Type out the complete listing below word for word, without its pictures.

Data lines =

****************

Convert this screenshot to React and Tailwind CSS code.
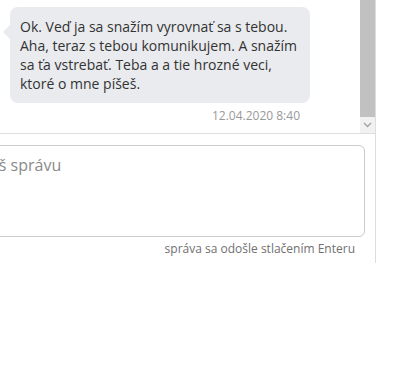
import React from "react";

const bubbleLines = [
  "Ok. Veď ja sa snažím vyrovnať sa s tebou.",
  "Aha, teraz s tebou komunikujem. A snažím",
  "sa ťa vstrebať. Teba a a tie hrozné veci,",
  "ktoré o mne píšeš.",
];

export default function App() {
  return (
    <div className="w-[400px] h-[391px] overflow-hidden bg-white font-['Open_Sans',sans-serif]">
      {/* chat panel, cropped on the left */}
      <div className="-ml-[60px] w-[436px] border-r border-[#dddddd] flex flex-col">
        {/* messages */}
        <div className="h-[134px] flex border-b border-[#dddddd]">
          <div className="flex-1 pl-[70px] pt-[7px]">
            <div className="relative w-[300px] rounded-lg bg-[#e9ebee] px-[10px] py-[10px] text-[14px] leading-[19px] text-[#333333]">
              <span className="absolute -left-[7px] top-[18px] w-0 h-0 border-y-[7px] border-y-transparent border-r-[7px] border-r-[#e9ebee]" />
              {bubbleLines.map((line) => (
                <div key={line} className="whitespace-nowrap">{line}</div>
              ))}
            </div>
            <div className="w-[300px] pr-[10px] pt-[5px] text-right text-[12px] leading-[16px] text-[#999999]">
              12.04.2020 8:40
            </div>
          </div>
          {/* scrollbar */}
          <div className="w-[15px] flex flex-col">
            <div className="flex-1 bg-[#c1c1c1]" />
            <div className="h-[16px] bg-[#f1f1f1] flex items-center justify-center">
              <svg width="9" height="6" viewBox="0 0 9 6" fill="none">
                <path d="M1 1l3.5 3.5L8 1" stroke="#a3a3a3" strokeWidth="1.4" />
              </svg>
            </div>
          </div>
        </div>
        {/* composer */}
        <div className="pt-[11px] pb-[6px] pr-[10px] pl-[12px] h-[129px]">
          <div className="h-[92px] rounded-md border border-[#cccccc] px-[11px] py-[9px] text-[16px] leading-[20px] text-[#8a8a8a] whitespace-nowrap">
            Napíš správu
          </div>
          <div className="pt-[4px] pr-[10px] text-right text-[12px] leading-[16px] text-[#707070]">
            správa sa odošle stlačením Enteru
          </div>
        </div>
      </div>
    </div>
  );
}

****************

Correct response =
Convert this screenshot to React and Tailwind CSS code.
import React from "react";

const bubbleLines = [
  "Ok. Veď ja sa snažím vyrovnať sa s tebou.",
  "Aha, teraz s tebou komunikujem. A snažím",
  "sa ťa vstrebať. Teba a a tie hrozné veci,",
  "ktoré o mne píšeš.",
];

export default function App() {
  return (
    <div className="w-[400px] h-[391px] overflow-hidden bg-white font-['Open_Sans',sans-serif]">
      {/* chat panel, cropped on the left */}
      <div className="-ml-[60px] w-[436px] border-r border-[#dddddd] flex flex-col">
        {/* messages */}
        <div className="h-[134px] flex border-b border-[#dddddd]">
          <div className="flex-1 pl-[70px] pt-[7px]">
            <div className="relative w-[300px] rounded-lg bg-[#e9ebee] px-[10px] py-[10px] text-[14px] leading-[19px] text-[#333333]">
              <span className="absolute -left-[7px] top-[18px] w-0 h-0 border-y-[7px] border-y-transparent border-r-[7px] border-r-[#e9ebee]" />
              {bubbleLines.map((line) => (
                <div key={line} className="whitespace-nowrap">{line}</div>
              ))}
            </div>
            <div className="w-[300px] pr-[10px] pt-[5px] text-right text-[12px] leading-[16px] text-[#999999]">
              12.04.2020 8:40
            </div>
          </div>
          {/* scrollbar */}
          <div className="w-[15px] flex flex-col">
            <div className="flex-1 bg-[#c1c1c1]" />
            <div className="h-[16px] bg-[#f1f1f1] flex items-center justify-center">
              <svg width="9" height="6" viewBox="0 0 9 6" fill="none">
                <path d="M1 1l3.5 3.5L8 1" stroke="#a3a3a3" strokeWidth="1.4" />
              </svg>
            </div>
          </div>
        </div>
        {/* composer */}
        <div className="pt-[11px] pb-[6px] pr-[10px] pl-[12px] h-[129px]">
          <div className="h-[92px] rounded-md border border-[#cccccc] px-[11px] py-[9px] text-[16px] leading-[20px] text-[#8a8a8a] whitespace-nowrap">
            Napíš správu
          </div>
          <div className="pt-[4px] pr-[10px] text-right text-[12px] leading-[16px] text-[#707070]">
            správa sa odošle stlačením Enteru
          </div>
        </div>
      </div>
    </div>
  );
}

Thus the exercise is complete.